Locate each line with the string "styles" in the listing below and copy it.

**Dataset extract:**
■ ■ ■ ■ ■

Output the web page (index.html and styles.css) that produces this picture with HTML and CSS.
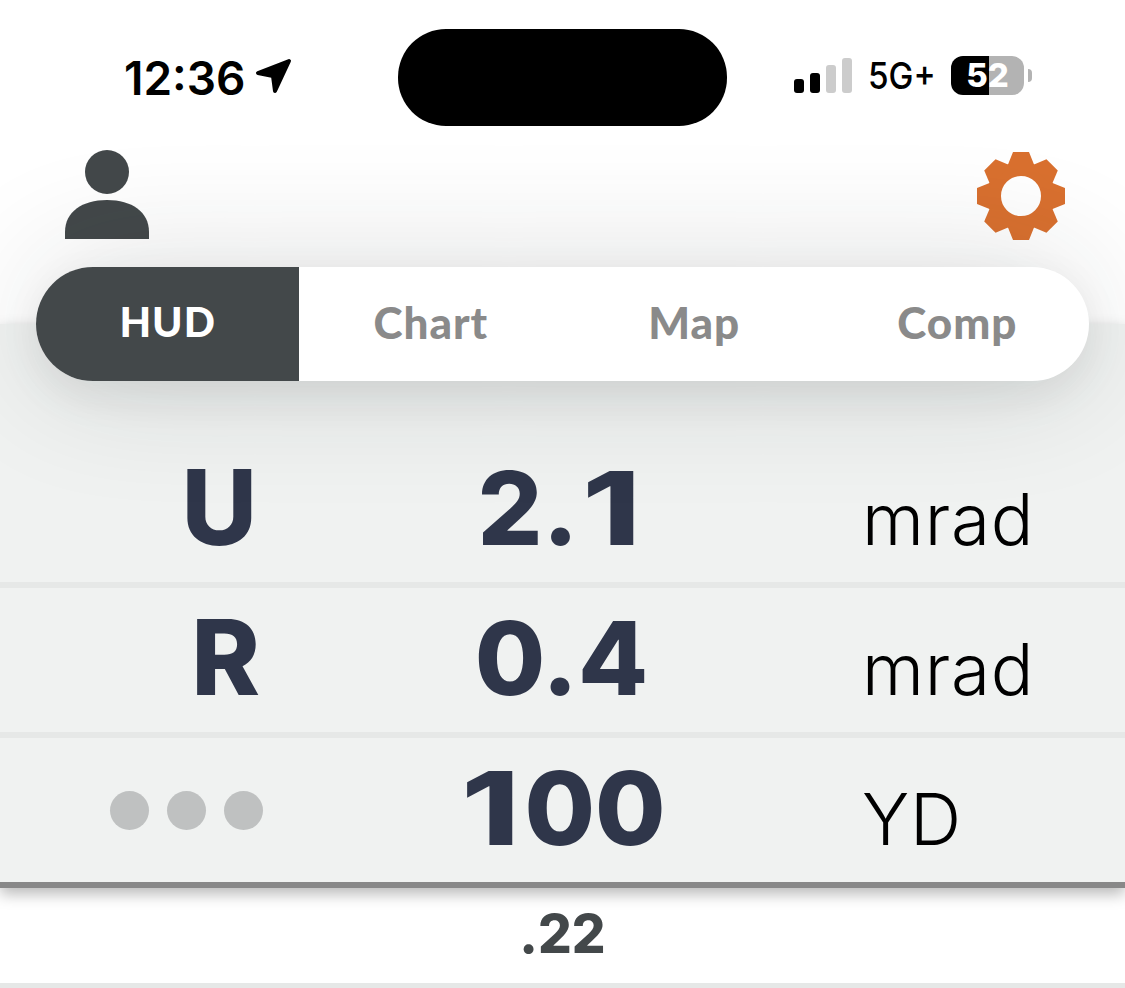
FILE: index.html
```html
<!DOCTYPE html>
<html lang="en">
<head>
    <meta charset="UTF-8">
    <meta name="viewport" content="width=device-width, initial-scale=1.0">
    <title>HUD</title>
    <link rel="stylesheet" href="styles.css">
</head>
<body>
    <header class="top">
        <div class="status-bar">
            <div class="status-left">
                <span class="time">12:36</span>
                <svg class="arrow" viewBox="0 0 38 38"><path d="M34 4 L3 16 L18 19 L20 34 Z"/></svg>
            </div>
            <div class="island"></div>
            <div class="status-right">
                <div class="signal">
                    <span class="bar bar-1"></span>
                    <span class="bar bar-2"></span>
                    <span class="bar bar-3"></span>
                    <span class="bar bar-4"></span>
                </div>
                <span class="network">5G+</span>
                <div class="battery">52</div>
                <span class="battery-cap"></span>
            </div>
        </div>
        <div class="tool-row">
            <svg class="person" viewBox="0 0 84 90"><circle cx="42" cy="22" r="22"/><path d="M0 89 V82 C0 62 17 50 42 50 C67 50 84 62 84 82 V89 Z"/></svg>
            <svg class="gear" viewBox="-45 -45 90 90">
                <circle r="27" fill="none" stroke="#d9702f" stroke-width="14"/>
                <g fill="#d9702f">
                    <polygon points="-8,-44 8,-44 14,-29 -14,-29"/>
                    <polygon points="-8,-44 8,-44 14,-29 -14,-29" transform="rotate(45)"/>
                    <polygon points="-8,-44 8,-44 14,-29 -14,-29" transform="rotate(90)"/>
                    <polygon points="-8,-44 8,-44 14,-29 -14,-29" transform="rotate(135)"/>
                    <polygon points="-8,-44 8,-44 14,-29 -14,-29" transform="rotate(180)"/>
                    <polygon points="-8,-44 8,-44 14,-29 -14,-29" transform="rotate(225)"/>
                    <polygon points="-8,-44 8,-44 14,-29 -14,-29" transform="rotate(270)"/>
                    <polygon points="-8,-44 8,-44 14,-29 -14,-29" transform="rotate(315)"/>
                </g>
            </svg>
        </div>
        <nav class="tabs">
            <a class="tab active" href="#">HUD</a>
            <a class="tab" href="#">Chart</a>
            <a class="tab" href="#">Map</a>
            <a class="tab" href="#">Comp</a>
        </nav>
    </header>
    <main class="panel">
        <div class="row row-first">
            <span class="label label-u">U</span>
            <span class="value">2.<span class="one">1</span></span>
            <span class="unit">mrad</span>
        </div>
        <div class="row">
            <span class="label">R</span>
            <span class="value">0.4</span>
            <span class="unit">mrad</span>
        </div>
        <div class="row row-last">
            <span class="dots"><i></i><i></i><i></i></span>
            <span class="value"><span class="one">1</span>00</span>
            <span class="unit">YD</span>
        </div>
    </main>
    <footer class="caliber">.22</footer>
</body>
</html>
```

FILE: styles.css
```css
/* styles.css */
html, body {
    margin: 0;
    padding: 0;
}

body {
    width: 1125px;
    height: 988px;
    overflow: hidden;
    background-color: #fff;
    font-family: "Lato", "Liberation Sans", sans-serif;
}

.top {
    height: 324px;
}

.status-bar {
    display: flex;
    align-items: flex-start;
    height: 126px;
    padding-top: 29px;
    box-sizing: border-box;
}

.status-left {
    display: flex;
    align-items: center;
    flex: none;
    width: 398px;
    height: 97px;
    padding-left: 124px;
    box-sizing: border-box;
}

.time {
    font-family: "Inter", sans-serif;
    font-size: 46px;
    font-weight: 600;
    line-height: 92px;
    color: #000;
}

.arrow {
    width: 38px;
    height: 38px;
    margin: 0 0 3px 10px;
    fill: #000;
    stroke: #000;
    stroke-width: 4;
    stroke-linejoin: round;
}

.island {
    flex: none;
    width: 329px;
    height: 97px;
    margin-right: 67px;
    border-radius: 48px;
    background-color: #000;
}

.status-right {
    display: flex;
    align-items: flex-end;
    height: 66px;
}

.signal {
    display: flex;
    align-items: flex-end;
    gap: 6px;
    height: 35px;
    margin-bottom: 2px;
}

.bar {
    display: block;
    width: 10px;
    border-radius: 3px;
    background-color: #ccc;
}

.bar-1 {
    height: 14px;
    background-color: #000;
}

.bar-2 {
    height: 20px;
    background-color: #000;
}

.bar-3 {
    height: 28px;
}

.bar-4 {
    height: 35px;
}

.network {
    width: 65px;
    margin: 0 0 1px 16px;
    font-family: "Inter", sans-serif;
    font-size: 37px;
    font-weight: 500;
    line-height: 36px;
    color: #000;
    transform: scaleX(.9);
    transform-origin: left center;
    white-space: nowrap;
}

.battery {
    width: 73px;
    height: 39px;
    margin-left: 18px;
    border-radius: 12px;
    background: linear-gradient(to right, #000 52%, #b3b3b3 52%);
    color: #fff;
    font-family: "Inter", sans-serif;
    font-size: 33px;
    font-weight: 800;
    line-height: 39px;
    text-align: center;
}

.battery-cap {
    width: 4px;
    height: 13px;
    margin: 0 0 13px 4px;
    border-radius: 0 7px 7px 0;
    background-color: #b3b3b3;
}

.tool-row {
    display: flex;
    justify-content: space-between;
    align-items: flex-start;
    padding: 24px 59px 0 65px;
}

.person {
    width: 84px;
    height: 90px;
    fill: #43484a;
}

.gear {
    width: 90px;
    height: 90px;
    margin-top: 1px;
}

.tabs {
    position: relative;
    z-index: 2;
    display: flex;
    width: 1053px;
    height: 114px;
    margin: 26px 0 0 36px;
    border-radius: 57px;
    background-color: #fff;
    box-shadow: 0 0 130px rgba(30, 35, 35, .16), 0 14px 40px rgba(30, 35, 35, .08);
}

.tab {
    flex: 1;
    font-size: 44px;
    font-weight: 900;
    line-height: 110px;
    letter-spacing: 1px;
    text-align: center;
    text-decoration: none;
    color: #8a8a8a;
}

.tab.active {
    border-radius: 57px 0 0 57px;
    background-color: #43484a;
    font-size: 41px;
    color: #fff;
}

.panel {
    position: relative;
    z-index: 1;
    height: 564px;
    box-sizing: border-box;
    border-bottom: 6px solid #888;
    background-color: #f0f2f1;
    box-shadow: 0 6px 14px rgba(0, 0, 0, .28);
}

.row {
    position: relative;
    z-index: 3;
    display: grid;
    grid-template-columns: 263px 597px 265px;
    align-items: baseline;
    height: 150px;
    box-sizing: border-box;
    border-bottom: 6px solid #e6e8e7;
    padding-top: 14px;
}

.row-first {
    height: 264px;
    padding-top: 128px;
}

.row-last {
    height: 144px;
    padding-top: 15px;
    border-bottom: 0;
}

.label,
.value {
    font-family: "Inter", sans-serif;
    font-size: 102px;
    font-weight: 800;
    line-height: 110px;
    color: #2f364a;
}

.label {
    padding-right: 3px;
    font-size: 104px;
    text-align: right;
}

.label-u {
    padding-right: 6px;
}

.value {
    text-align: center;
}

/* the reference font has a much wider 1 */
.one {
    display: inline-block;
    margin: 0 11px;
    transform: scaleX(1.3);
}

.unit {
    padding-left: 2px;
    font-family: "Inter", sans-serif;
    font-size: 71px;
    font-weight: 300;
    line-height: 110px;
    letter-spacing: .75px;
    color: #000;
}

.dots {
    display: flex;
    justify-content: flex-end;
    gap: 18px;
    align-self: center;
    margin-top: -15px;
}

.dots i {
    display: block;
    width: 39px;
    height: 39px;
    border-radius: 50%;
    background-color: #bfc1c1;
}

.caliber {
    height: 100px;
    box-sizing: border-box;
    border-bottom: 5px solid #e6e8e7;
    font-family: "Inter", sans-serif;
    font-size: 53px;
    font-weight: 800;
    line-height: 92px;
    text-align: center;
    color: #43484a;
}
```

■ ■ ■ ■ ■

**Solution to the problem:**
Output the web page (index.html and styles.css) that produces this picture with HTML and CSS.
    <link rel="stylesheet" href="styles.css">
FILE: styles.css
/* styles.css */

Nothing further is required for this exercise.